Where developer is succinct

Radio 4 covered the The Six Word Memoir competition, inspired by Earnest Hemingway’s wager he could tell a complete story in just six words. He deliciously delivered “For sale: Baby shoes, never worn” earning him $10.

Expressing a life story in six words is just as tricky. Some of my favorite submissions include:

Found true love, married someone else. B. Stromberg

Work smart. Love what you do. Michael Scala

A limit on words means getting straight to the point – Twitter’s 140 character limit results in short useful extracts.

Short succinct messages require more thought, careful editing and of course time. Getting the balance right between losing important information and the laws of diminishing returns takes practice and is very dependent upon the mix and size of your audience.

As a developer I find these skills applicable to the following areas:

Blog posts

I’m not the world’s most prolific blogger but my posts tend to be short and to the point. If you didn’t find it interesting you should have realized quite quickly.

Being well-written and interesting gives a better chance of being added to StumbleUpon, Digg or other blogs.

Presentations

My latest presentation on LINQ consisted of around 20 logically-grouped slides with a few bullet points and tiny code samples.

I saved time by not writing a script and let the talk flow more naturally with interaction from the audience. This meant the audience chose the programming language and I broke into demos once they looked anxious to see it.

Code

My own projects change design dramatically during prototyping thanks to refactoring and the great tools available. It is for this reason I do not practice test-driven development.

I need my code and design to be as succinct as possible at this phase. Unused code, interfaces or stubs are wasted words. Verbosity. Declarations that are read and compiled but not used. Verbosity.

Once the overall design is settled the unit tests and fleshing out of functionality comes.

Where extensibility is needed I work with those who will consume it to ensure the interface does what is required and nothing more. Three consumers is quoted as the magic number.

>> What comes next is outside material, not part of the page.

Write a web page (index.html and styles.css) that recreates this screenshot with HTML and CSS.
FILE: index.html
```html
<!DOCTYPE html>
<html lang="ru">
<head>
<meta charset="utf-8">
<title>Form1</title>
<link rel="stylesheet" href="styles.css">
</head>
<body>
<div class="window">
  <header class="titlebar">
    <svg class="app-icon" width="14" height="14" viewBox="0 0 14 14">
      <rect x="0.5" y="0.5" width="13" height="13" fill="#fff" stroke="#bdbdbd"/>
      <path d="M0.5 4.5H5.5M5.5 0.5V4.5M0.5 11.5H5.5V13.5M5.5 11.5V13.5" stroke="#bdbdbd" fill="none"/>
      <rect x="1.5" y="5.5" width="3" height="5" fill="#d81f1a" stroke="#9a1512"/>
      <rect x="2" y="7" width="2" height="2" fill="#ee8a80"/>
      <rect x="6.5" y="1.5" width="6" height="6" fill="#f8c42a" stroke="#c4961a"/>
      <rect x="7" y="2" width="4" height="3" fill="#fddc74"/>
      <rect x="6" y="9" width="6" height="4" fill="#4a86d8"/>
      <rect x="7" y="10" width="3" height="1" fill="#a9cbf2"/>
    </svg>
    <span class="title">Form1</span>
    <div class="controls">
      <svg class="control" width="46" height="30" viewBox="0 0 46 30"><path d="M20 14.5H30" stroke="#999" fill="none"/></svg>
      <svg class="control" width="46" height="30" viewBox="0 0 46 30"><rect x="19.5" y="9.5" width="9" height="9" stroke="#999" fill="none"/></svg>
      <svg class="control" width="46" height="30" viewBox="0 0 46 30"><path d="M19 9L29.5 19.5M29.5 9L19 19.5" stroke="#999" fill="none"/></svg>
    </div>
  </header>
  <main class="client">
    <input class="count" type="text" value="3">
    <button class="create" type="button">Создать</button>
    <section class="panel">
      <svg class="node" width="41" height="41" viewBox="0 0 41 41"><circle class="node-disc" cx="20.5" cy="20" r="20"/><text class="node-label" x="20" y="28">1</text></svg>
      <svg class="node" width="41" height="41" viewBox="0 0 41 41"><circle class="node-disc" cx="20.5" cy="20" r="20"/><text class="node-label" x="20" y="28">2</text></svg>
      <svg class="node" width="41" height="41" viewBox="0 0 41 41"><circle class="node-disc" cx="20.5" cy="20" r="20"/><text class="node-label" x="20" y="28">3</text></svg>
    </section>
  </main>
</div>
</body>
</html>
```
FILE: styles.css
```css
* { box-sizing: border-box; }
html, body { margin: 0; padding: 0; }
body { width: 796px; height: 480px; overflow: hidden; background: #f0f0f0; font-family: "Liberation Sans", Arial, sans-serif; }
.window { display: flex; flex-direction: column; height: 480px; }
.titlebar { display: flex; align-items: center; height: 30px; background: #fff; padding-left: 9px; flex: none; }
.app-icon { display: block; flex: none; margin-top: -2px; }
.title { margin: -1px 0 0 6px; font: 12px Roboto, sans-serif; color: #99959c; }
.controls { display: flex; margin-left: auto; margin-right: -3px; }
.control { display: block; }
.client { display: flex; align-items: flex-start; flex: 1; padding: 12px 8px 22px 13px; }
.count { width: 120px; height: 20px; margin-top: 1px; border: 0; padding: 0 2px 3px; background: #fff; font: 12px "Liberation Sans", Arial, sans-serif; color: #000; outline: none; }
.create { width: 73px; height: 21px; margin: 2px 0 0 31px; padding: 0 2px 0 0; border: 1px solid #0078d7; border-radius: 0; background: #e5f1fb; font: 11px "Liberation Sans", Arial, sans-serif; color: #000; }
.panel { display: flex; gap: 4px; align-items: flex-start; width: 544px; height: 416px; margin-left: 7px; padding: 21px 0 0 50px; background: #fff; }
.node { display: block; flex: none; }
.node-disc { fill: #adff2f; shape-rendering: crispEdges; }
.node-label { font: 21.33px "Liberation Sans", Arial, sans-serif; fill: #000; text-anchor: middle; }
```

This is also why I am so keen on extension methods and other simple expressions of intent.

Going forward

If anyone has any tips, informative articles or recommended books on succinct writing please leave them here.

Now if only I could get this post down to six words…

[)amien

7 responses

  1. Avatar for Damien Guard

    Of course the only real measurement of code quality is WTF's per minute.

    Thanks lazycoder via Twitter.

    Damien Guard 5 February 2008
  2. Avatar for Baggio

    Great post.

    Sorry to nitpick but should it be losing important information instead of loosing important information?

    Baggio 5 February 2008
  3. Avatar for Damien Guard

    Yes, it should. Now corrected, thanks :)

    The post title should have also been six words in length.

    Damien Guard 5 February 2008
  4. Avatar for steve

    Succinct is good in code, provided the meaning is clear. Code should be verbose enough that reading it is easy and unambiguous.

    In writing in general though I think the most important thing is to be enjoyable to read. Tech books which concentrate just on delivering the subject matter as succinctly as possible are most often very dry - fine as a reference, but when it comes to an enjoyable read, some padding with anecdotes and asides can make all the difference. My favourite is Scott Meyers - he's able to tackle incredibly geeky C idiosyncracies and make it feel like entertainment. So I wouldn't say brevity is king. But then I'm not often brief outside of a source code editor ;)

    steve 5 February 2008
  5. Avatar for steve

    "Where extensibility is needed I work with those who will consume it to ensure the interface does what is required and nothing more."

    We've talked about before, I think this only works with development that is mostly consumed internally, or you have a very close relationship with your consumers. Any library with a large number of external users is inherently going to need more flexibility built in, because there is a minimum cycle for 'major' (ie feature / structure altering) releases. You can't work individually with all of them to determine the minimum set, and you can't refactor every other week (for external consumption anyway); you have to predict / extrapolate their requirements to some degree in order to make sure they don't hit a brick wall that can't be solved without a refactoring. So I think a reactive approach doesn't work in all cases.

    I guess this comes down to the definition of 'what is required' though. Libraries with more diverse users need more stability, which means more up-front design.

    steve 5 February 2008
  6. Avatar for Damien Guard

    Yes writing frameworks for general consumption requires second-guessing customers which helps if yow know your domain inside and out.

    It wasn't supposed to be general advice for programming, simply how I apply the principles to my work and projects.

    The irony of such ambiguity isn't lost on me.

    I should refactor the article ;-)

    Damien Guard 5 February 2008
  7. Avatar for Jake

    "tips, informative articles or recommended books on succinct writing"

    I have two: Write Right, mentioned at the link, and Reading like a Writer. Both are about writing more generally, but good writing is always succinct writing in the sense that no words are wasted and concepts are conveyed with as much brevity as possible -- and no more.